Smith, who did not return calls seeking comment, was scheduled to be appointed by Hillsborough County commissioners today to the Blue Ribbon Commission for Child Safety in Hills­borough County. Her name was withdrawn from the agenda on Tuesday.

Eckerd's report also reveals the housing crisis dates back to July 2015, when five children over five nights slept in offices.

Makeshift accommodation was needed this year, Eckerd officials said, because of a spike in the number of children being taken into care in April and May.

The decision to remove kids is made by the Child Protective Investigative Division, a unit of the Hillsborough County Sheriff's Office.
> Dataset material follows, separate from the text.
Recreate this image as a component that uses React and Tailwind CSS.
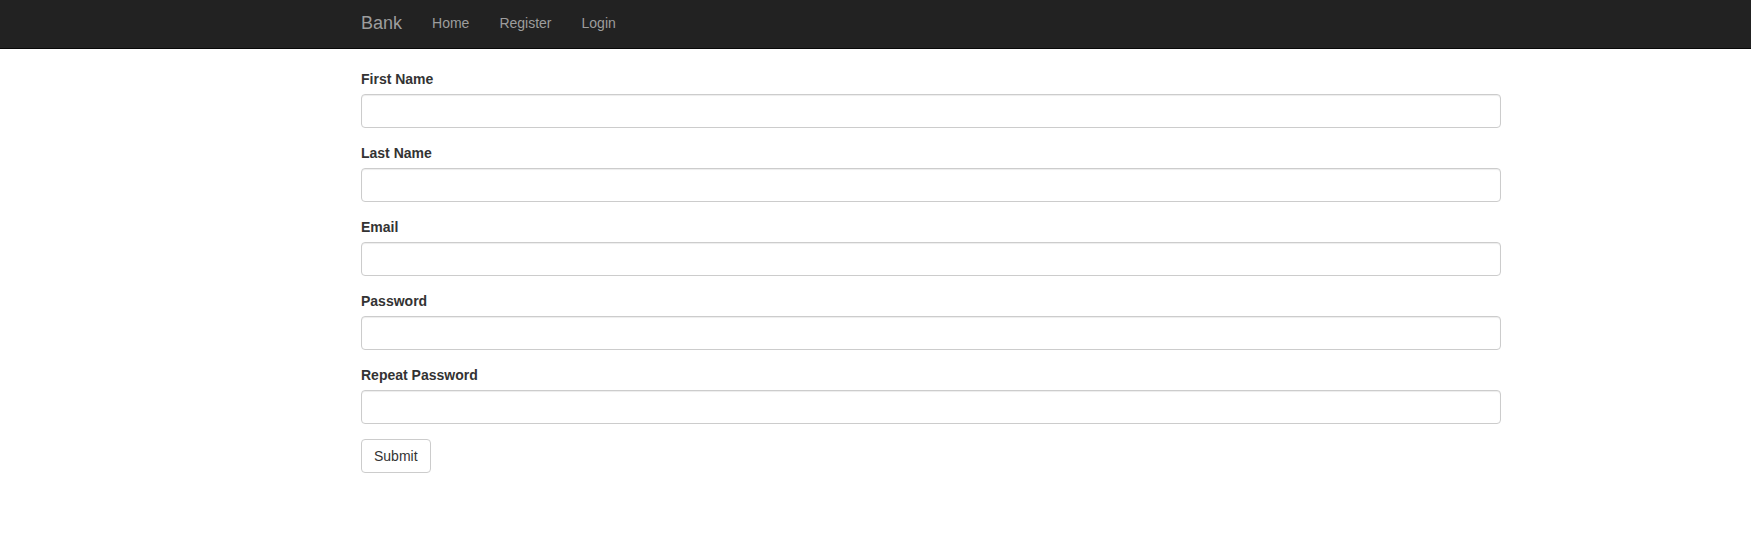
export default function App() {
  const fields = ["First Name", "Last Name", "Email", "Password", "Repeat Password"];
  return (
    <div className="min-h-[534px] bg-white text-[14px] leading-[20px] text-[#333]" style={{ fontFamily: '"Liberation Sans", Arial, sans-serif' }}>
      <nav className="h-[49px] border-b border-[#080808] bg-[#222]">
        <div className="ml-[346px] flex h-full w-[1170px] items-start px-[15px] pt-[13px]">
          <span className="mr-[30px] text-[18px] leading-[20px] text-[#9d9d9d]">Bank</span>
          <div className="flex gap-[30px] text-[#9d9d9d]">
            <span>Home</span>
            <span>Register</span>
            <span>Login</span>
          </div>
        </div>
      </nav>
      <div className="ml-[346px] mt-[20px] w-[1170px] px-[15px]">
        <form onSubmit={(e) => e.preventDefault()}>
          {fields.map((f) => (
            <div key={f} className="mb-[15px]">
              <label className="mb-[5px] block font-bold">{f}</label>
              <input
                type={f.includes("Password") ? "password" : "text"}
                className="block h-[34px] w-full rounded-[4px] border border-[#ccc] px-[12px] py-[6px] shadow-[inset_0_1px_1px_rgba(0,0,0,0.075)] outline-none"
              />
            </div>
          ))}
          <button
            type="submit"
            className="h-[34px] rounded-[4px] border border-[#ccc] bg-white px-[12px] text-[14px] text-[#333]"
          >
            Submit
          </button>
        </form>
      </div>
    </div>
  );
}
The children are frequently traumatized because of issues like abuse, neglect or domestic violence.

The division removed roughly 180 children in both April and May compared to 116 in March and 115 in June.

In the 12-month period ending June 30, 1,672 children were taken into care in Hillsborough, the highest of any Florida county.

Sheriff's officials earlier this month said there was no change in criteria that investigators use when deciding whether to take children out of their homes. The spike was a result of more cases being referred from the Florida Abuse Hotline.

In most cases, children only slept one or two nights in offices before being placed. In addition to air mattresses, blankets and pillows were always supplied. Dinner was brought in for the children and there was trained adult supervision throughout their stay, Eckerd officials said.

Eckerd released the internal review after public record requests were made to review Eckerd's communication with DCF by both the Tampa Bay Times and Florida's Children First, a statewide advocacy organization focused on children's rights.

Florida Children's First executive director Christina Spudeas said Eckerd could have found appropriate places for children if its staff had followed its rules.

Sleeping in an office would have felt like another rejection for children already traumatized from being taken from their homes because of issues like abuse, neglect or domestic violence, she said.

"It's appalling they didn't follow the procedures already in place," she said. "Placing child in an office where you don't have a living room, a bedroom, a caregiver has a negative impact on a child's psyche."

Eckerd also handles foster placement in Pasco and Pinellas counties, a contract worth about $65 million per year.

Officials said they have adopted new procedures to ensure there is no repeat of the failure.

That includes additional training of staff who were also required to sign an policy verifying they understand the protocol. They will also compile a critical incident report whenever a child ends up sleeping in an office.

Recent efforts to encourage more parents to foster children has increased the number of beds in the county by 72, said Terri Durdaller, Eckerd spokeswoman.

"Ultimately, Eckerd Kids is responsible and accountable to ensure accuracy in all aspects of its work in support of the child welfare system and apologize for the confusion this error has caused," Durdaller said of the group's initial reports. "We believe it is unacceptable for even one child to sleep in an unlicensed placement and we are committed to providing an appropriate, home-like setting for every child who enters our care."